Varonok descendants serious Scouts

Ethel Rubenstein Varonok's great-great grandson, Matt Goldstein, became an Eagle Scout in May, 2002.  Three months later, he left home to take his place in the class of 2006 at Brandeis.

Only two to three percent of all Boy Scouts attain the Eagle rank, according to Matt's mother, Jan Goldstein.  His father, Howard Goldstein, earned his Eagle Scout status in 1971.  For him, the big attraction was the camping trips, "every other month during the year, and summers at Ten-mile-river Scout Camp," he said.   


                                            Photo by Susan Rogers 

Kayak guy
Being on the water was the highpoint of Matt's last camping trip.  After that June 2002 outing, which featured kayaking, he 
wrote, "...the rivers and lakes were running very high, so we had little trouble in our kayaks." They rowed from 8 a.m. to noon.  "Then," said Matt, "we went on a hike." 
      
Photo top right: Matt at Columbia University, during  the summer of 2001, when he was in a  course on the history of power in the American presidency. 

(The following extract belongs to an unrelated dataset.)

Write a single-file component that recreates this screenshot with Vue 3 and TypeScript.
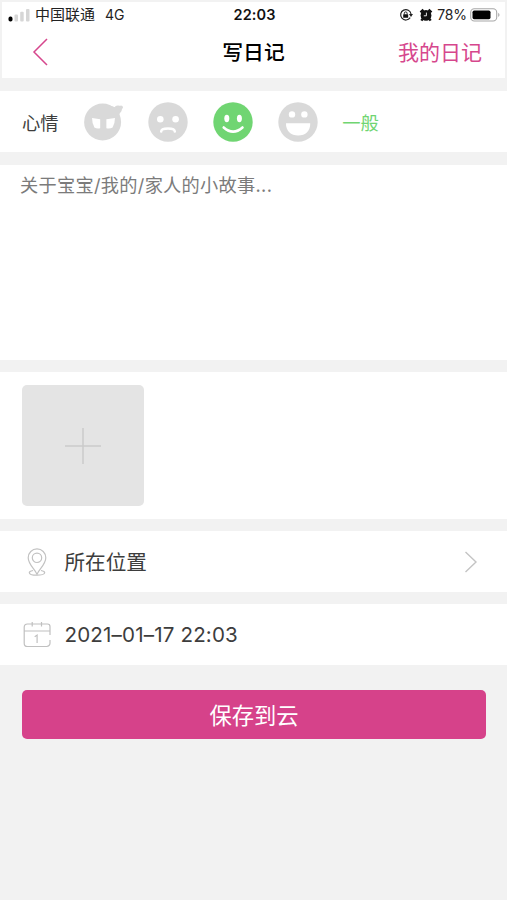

At bat: Howard's uncle, Irving Sollender, with friend, Albert,  playing softball on the sidewalk in front of Irving's  house at 216 East 91st Street in Brooklyn, NY, where the family lived in the 1930s.

Irving read the benediction at the Eagle Scout ceremony, attended by Matt's extended family as well as friends and the Scout community.

Irving said that he had "tried to join the Boy Scouts, because all my friends belonged." He took a pass when he learned that "they were going to make me a Cub Scout because I was too young."  Instead, he concentrated on playing ball with his friends, Albert (the catcher in the photo)

"and Sammy, who lived across the street." 

At right, the invitation to the Eagle Scout ceremony, held in Midland Park, NJ, and to the backyard party afterwards, where friends and family feasted on a six-foot submarine sandwich.

David Goldstein, Matt's younger brother, is well on his way to attaining Eagle rank, with 15 of the 21  necessary merit badges under his belt, or rather, on his sash. Of the 10 "not required" merit badges, one he "really enjoyed" earning is small boat sailing, and that was "two or three years ago." David, who turned 15 on September 5, is already in the Order of the Arrow, the national honor society of the Boy Scouts.